A videotape received Feb. 22 by U.S. diplomats in Karachi showed Pearl dead. His body has not been found.
The chief suspect in the kidnap-slaying, British-born Islamic militant Ahmed Omar Saaed Sheikh, was arrested last month before the video tape was sent. He is expected to stand trial this month.
U.S. officials have expressed interest in prosecuting Saeed, although he has not been indicted in the United States for the Pearl killing.
There is no extradition treaty between the United States and Pakistan but the two governments are said to be looking for legal ways to transfer Saeed to U.S. custody.
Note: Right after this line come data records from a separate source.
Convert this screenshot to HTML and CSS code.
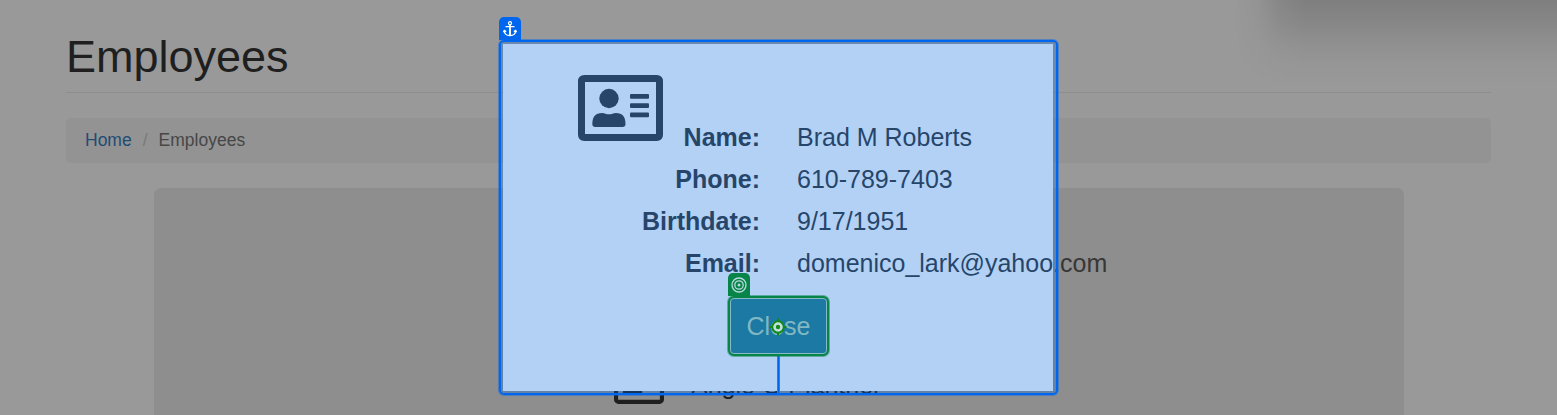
FILE: index.html
```
<!DOCTYPE html>
<html lang="en">
<head>
<meta charset="utf-8">
<title>Employees</title>
<link rel="stylesheet" href="styles.css">
</head>
<body>
<main class="page">
  <h1 class="title">Employees</h1>
  <nav class="breadcrumb"><a class="home">Home</a><span class="slash">/</span><span>Employees</span></nav>
  <section class="panel">
    <div class="entry">
      <svg class="entry-icon" viewBox="0 0 85 66"><rect x="3.5" y="3.5" width="78" height="59" rx="4" fill="none" stroke="currentColor" stroke-width="7"/><path d="M15 51V46Q15 38 24 38H40Q48 38 48 46V51Z" fill="currentColor"/></svg>
      <span class="entry-name">Angie G Plantner</span>
    </div>
  </section>
</main>
<div class="corner-shadow"></div>
<section class="modal">
  <div class="card">
    <svg class="id-icon" viewBox="0 0 85 66" fill="currentColor">
      <path fill-rule="evenodd" d="M6.500 0H78.500Q85 0 85 6.500V59.500Q85 66 78.500 66H6.500Q0 66 0 59.500V6.500Q0 0 6.500 0ZM7 7V59H78V7Z"/>
      <circle cx="31" cy="23.500" r="9.700"/>
      <path d="M14.300 49Q14.300 38 24 38Q26 38 27.500 38.700Q31 39.800 34.500 38.700Q36 38 38 38Q47.500 38 47.500 49Q47.500 52 44.500 52H17.300Q14.300 52 14.300 49Z"/>
      <rect x="52" y="19" width="19" height="4.700" rx="1"/><rect x="52" y="28.300" width="19" height="4.700" rx="1"/><rect x="52" y="37.600" width="19" height="4.700" rx="1"/>
    </svg>
    <dl class="details">
      <dt>Name:</dt><dd>Brad M Roberts</dd>
      <dt>Phone:</dt><dd>610-789-7403</dd>
      <dt>Birthdate:</dt><dd>9/17/1951</dd>
      <dt>Email:</dt><dd>domenico_lark@yahoo.com</dd>
    </dl>
  </div>
  <div class="highlight"></div>
  <span class="tag anchor-tag"><svg width="14" height="16" viewBox="0 0 14 16" fill="none" stroke="#fff" stroke-width="1.300"><circle cx="7" cy="2.200" r="1.500"/><path d="M2.500 5.600H11.500M1.200 9.500Q1.600 14.600 7 14.600Q12.400 14.600 12.800 9.500M.4 11.200L1.300 9.400L3.200 10.600M10.800 10.600L12.700 9.400L13.600 11.200"/><path d="M7 4V15" stroke-width="1.900"/></svg></span>
  <span class="connector"></span>
  <button class="close">Close</button>
  <span class="tag target-tag"><svg width="16" height="16" viewBox="0 0 16 16" fill="none" stroke="#b9d9df" stroke-width="1.300"><circle cx="8" cy="8" r="7"/><circle cx="8" cy="8" r="4.200"/><circle cx="8" cy="8" r="1.500" fill="#b9d9df" stroke="none"/></svg></span>
  <svg class="pointer" viewBox="0 0 18 18"><path d="M9 .5V17.500M.5 9H17.500" stroke="#128a18" stroke-width="2"/><circle cx="9" cy="9" r="5.700" fill="#c4dfe4" stroke="#128a18" stroke-width="1.900"/><circle cx="9" cy="9" r="2.200" fill="#128a18"/></svg>
</section>
</body>
</html>
```
FILE: styles.css
```
* { box-sizing: border-box; }
body { margin: 0; height: 415px; overflow: hidden; background: #999; font-family: "Liberation Sans", Arial, sans-serif; }
.page { margin: 0 66px; padding-top: 32px; }
.title { margin: 0; height: 61px; border-bottom: 1px solid #8e8e8e; font-size: 45px; line-height: 50px; font-weight: 400; color: #1f1f1f; }
.breadcrumb { margin-top: 25px; width: 1425px; height: 45px; padding: 0 19px; border-radius: 5px; background: #939393; display: flex; align-items: center; font-size: 17.500px; color: #474747; }
.home { color: #1f4c75; }
.slash { margin: 0 11px; color: #7a7a7a; }
.panel { margin: 25px 0 0 88px; width: 1250px; height: 227px; border-radius: 7px 7px 0 0; background: #8e8e8e; padding: 177px 0 0 460px; }
.entry { display: flex; align-items: flex-start; gap: 27px; color: #1f1f1f; }
.entry-icon { width: 50px; height: 39px; }
.entry-name { font-size: 25px; line-height: 40px; }
.corner-shadow { position: absolute; left: 1235px; top: 0; width: 322px; height: 85px; background: linear-gradient(rgba(0, 0, 0, .17), rgba(0, 0, 0, .115) 25px, rgba(0, 0, 0, .055) 45px, rgba(0, 0, 0, .015) 65px, transparent); mask-image: linear-gradient(90deg, transparent, rgba(0, 0, 0, .2) 22px, rgba(0, 0, 0, .7) 44px, #000 70px); }
.modal { position: absolute; left: 499px; top: 40px; width: 559px; height: 355px; padding: 4px 5px 4px 4px; }
.card { height: 347px; background: #fff; color: #373737; display: grid; grid-template-columns: 162px 1fr; padding-top: 31px; }
.id-icon { width: 85px; height: 66px; margin-left: 75px; }
.details { margin: 41px 0 0 -81px; display: grid; grid-template-columns: 176px 1fr; grid-auto-rows: 42px; column-gap: 37px; font-size: 25px; line-height: 42px; white-space: nowrap; align-content: start; }
.details dt { text-align: right; font-weight: 700; }
.details dd { margin: 0; }
.highlight { position: absolute; inset: 0; border: 2px solid #06e; border-radius: 5px; background: rgba(0, 102, 222, .3) padding-box; box-shadow: 0 0 0 1px rgba(0, 102, 238, .45); }
.tag { position: absolute; width: 22px; height: 23px; border-radius: 5px 5px 0 0; display: flex; align-items: center; justify-content: center; }
.anchor-tag { left: -.5px; top: -23px; background: #06e; }
.target-tag { left: 228.500px; top: 233px; background: #078448; }
.connector { position: absolute; left: 278px; top: 316px; width: 3px; height: 37px; background: linear-gradient(90deg, #2f7de0 1px, #06e 1px 2px, #2f7de0 2px); }
.close { position: absolute; left: 229px; top: 256px; width: 101px; height: 60px; padding: 0; border: 2px solid #078448; border-radius: 6px; background: #1b79a3; box-shadow: 0 0 0 1px rgba(7, 132, 72, .5), inset 0 0 0 1px #86b9c6; color: #80b8c4; font: 25px "Liberation Sans", Arial, sans-serif; }
.pointer { position: absolute; left: 270px; top: 278px; width: 18px; height: 18px; }
```
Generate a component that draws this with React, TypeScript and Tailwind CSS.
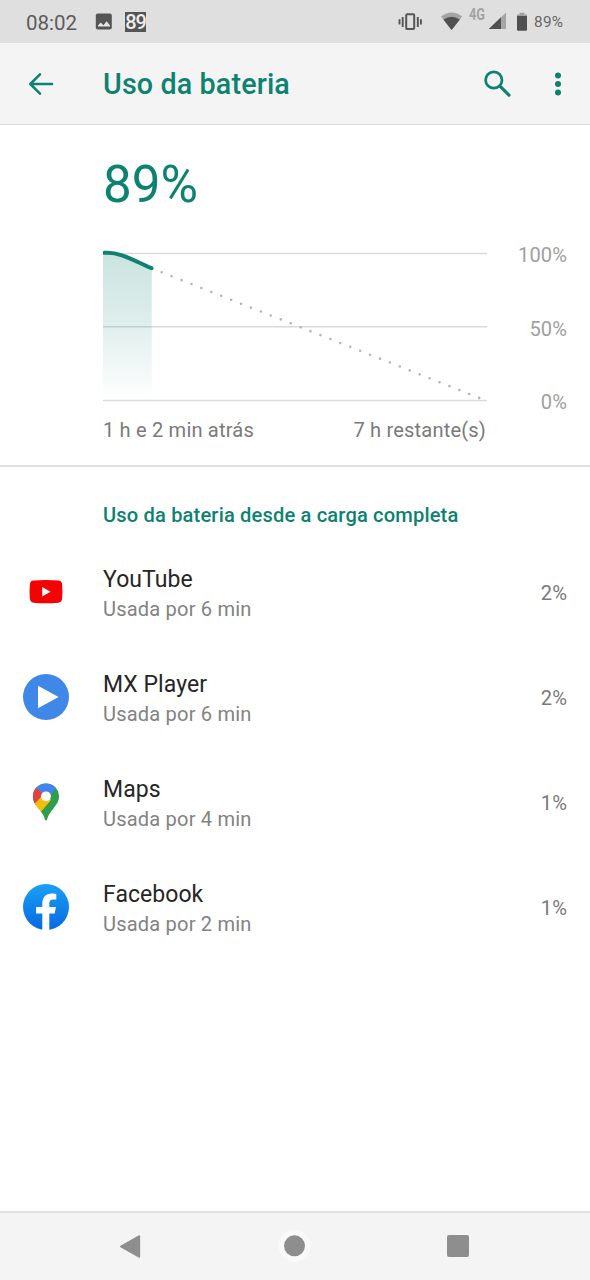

"We have our laws. We are investigating. We will see the extradition aspect," Musharraf said at a conference of regional information ministers. "We will decide later whether he will be tried in Pakistan or handed over to the United States."
On Tuesday, Musharraf's spokesman, Maj. Gen. Rashid Quereshi, said the United States had already been informed that Saeed would be tried here first. However, Quereshi did not rule out handing Saeed over later.
Musharraf said the Pearl case shows the dangers facing journalists, although he did not directly refer to the correspondent's pursuit of Reid's alleged links to extremists in Pakistan.
"He was over inquisitive," Musharraf said of Pearl, and "got over involved."
"There is danger in this profession," he said. "We have to be careful."